## TASK REQUIREMENTS
Gather the lines below that include the string "React", copying each in full.

## SUPPLIED DATA
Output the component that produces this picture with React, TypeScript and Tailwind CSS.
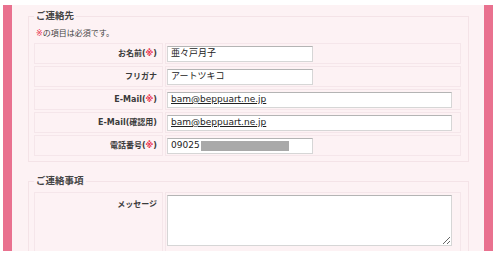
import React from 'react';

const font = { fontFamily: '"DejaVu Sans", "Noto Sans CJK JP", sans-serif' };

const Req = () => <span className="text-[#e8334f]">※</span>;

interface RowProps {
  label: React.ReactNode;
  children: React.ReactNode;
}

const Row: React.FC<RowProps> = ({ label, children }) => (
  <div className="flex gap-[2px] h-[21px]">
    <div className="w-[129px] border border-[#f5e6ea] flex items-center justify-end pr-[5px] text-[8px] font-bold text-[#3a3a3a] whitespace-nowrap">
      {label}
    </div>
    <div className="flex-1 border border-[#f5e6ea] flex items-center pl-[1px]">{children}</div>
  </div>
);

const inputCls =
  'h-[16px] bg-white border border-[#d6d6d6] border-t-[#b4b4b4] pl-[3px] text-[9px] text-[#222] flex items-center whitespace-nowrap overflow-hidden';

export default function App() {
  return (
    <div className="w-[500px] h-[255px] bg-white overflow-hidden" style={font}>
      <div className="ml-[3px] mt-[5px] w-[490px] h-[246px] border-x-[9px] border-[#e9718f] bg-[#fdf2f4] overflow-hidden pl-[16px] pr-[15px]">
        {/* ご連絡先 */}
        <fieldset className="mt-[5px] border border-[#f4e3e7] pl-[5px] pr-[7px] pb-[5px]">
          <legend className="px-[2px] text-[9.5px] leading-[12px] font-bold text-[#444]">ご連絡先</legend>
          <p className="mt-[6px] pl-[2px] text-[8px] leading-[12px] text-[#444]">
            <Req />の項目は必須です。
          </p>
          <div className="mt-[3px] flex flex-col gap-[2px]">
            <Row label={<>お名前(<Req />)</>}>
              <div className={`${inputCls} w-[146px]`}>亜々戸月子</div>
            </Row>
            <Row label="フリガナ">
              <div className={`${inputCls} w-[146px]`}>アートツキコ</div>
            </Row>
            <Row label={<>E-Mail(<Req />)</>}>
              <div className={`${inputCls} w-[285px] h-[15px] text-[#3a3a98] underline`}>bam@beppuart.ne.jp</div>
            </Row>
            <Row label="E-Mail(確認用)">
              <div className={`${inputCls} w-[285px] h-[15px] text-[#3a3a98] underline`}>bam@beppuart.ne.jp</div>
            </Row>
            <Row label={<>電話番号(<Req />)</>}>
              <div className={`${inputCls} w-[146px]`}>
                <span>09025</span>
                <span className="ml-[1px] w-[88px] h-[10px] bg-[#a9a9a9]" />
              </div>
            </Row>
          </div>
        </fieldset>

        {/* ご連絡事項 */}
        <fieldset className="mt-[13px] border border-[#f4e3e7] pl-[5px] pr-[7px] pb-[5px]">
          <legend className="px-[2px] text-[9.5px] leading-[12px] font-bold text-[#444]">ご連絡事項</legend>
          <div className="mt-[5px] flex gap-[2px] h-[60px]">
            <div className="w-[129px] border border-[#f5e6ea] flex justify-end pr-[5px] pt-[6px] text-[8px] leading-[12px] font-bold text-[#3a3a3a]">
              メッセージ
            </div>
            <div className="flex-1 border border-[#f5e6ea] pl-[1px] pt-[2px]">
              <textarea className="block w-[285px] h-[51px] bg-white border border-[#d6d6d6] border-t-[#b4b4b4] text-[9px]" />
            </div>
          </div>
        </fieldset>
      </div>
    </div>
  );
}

## TASK ANSWER
Output the component that produces this picture with React, TypeScript and Tailwind CSS.
import React from 'react';
  label: React.ReactNode;
  children: React.ReactNode;
const Row: React.FC<RowProps> = ({ label, children }) => (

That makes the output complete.